Though Crandall’s offense was nothing more than possessing abolitionist literature, Key felt that abolitionists’ free speech rights were so dangerous that he sought, unsuccessfully, to have Crandall hanged.
So why, unlike Jefferson, does Key get a pass—why this seeming contradiction?
Perhaps it is because the writer of the Declaration of Independence was also a president. And we judge, re-examine and reconsider the legacy of our presidents fairly rigorously.
Lincoln certainly gets taken to task despite the Emancipation Proclamation, the 13th Amendment, and the Gettysburg Address. Many Americans are acutely aware of the ways in which his record conflicts with the myth of the “Great Emancipator.”
However, while Key may not be as notable as a president, his poem is, and that was enough to make abolitionists ridicule his words during his lifetime by sneering that America was truly the “Land of the Free and Home of the Oppressed.”
Though we may have collectively forgotten Key’s backstory, it’s interesting to consider why this contradiction, which was so well known in the 19th century, has not survived in our national memory.
In fact, as the phrase that ends the song is so well-known, it’s also just odd to me that we rarely hear anyone take Key and the anthem to task for the simple fact that it would be so easy—“brave” rhymes with “slave,” for goodness sake.

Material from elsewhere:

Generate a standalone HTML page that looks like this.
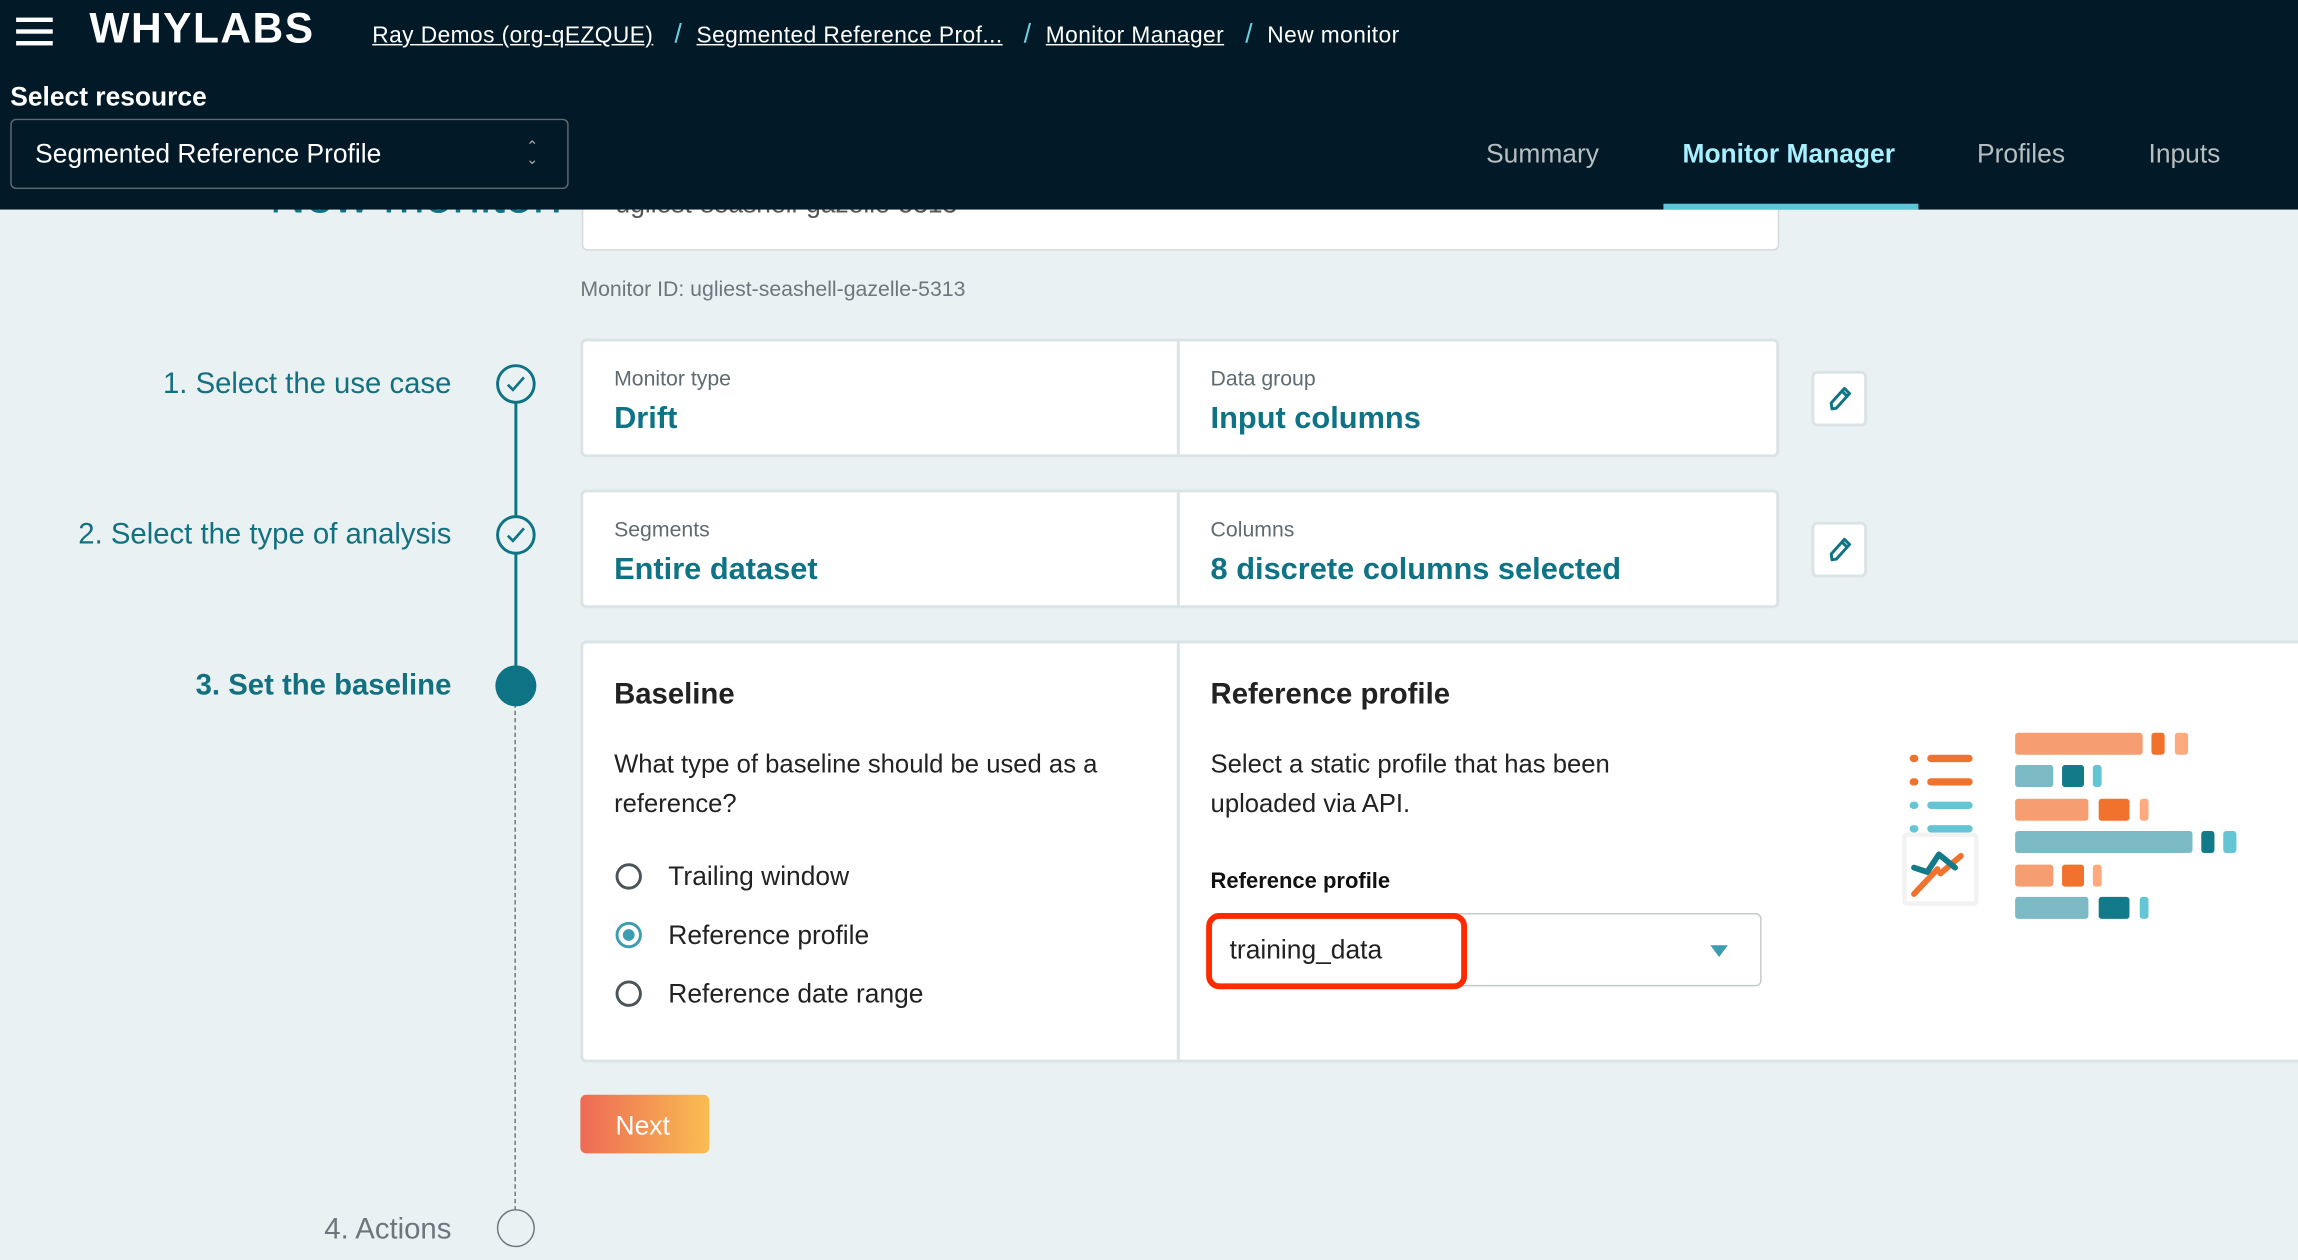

How is it that neither Marcus Garvey, Malcolm X nor Public Enemy came up with lesser-known hip hop artist Brother Ali’s line, “land of the thief, home of the slave?”
Even when Malcolm X observed that this American motto was flawed, as he did in a speech in Ghana in May 1964, the irony of the background of its author and the exaltation of its ideals does not arise. “Anytime you think that America is the land of the free,” Malcolm told the African audience, “you come there and take off your national dress and be mistaken for an American Negro, and you will find out you’re not in the land of the free.” In this speech, however, despite being such an expert at pointing out inconsistencies, he doesn’t add, “in fact, ‘land of the free’ was written by a slaveholder!”
Does it matter if the author of a powerful and inspirational composition in the past held views and did things with which we would not agree today and which we would consider antithetical to the very American ideals his writing professed? Do we hold the Declaration of Independence to a higher standard than the Star-Spangled Banner?
We constantly make new meaning from our past. Recently, we have seen numerous examples of our rethinking of how we publicly remember the history of the Confederacy, or whether Harriet Tubman should replace Andrew Jackson on the $20 bill. Historian Pauline Maier argues that Lincoln played a huge role in reinterpreting the Declaration and making it into a motto or an “ancient faith” shared by all Americans.
In 1856 Lincoln suggested Americans needed to “re-adopt the Declaration of Independence and with it the practices and policies which harmonize with it.” Though we may have forgotten Key’s racism while we remember Jefferson’s, we have similarly washed it away from the song by adopting it as something to live up to.
Every time Jackie Robinson stood on the baselines as the anthem was played, or when Civil Rights Movement activists had the flag ripped out of their hands as they peacefully marched, or when my dad saluted the flag at a segregated army base in Alabama fighting for a nation that didn’t respect him, the song became less Key’s and more ours.
Though we should remember the flaws and failings that often animate our history, to me at least, they do not need to define it. We should remember that if, 200 years after it was declared so by a slaveholder and enemy of free speech, the United States is “the land of the free,” that is because of “the brave” who have called it home since dawn’s early light in September 1814.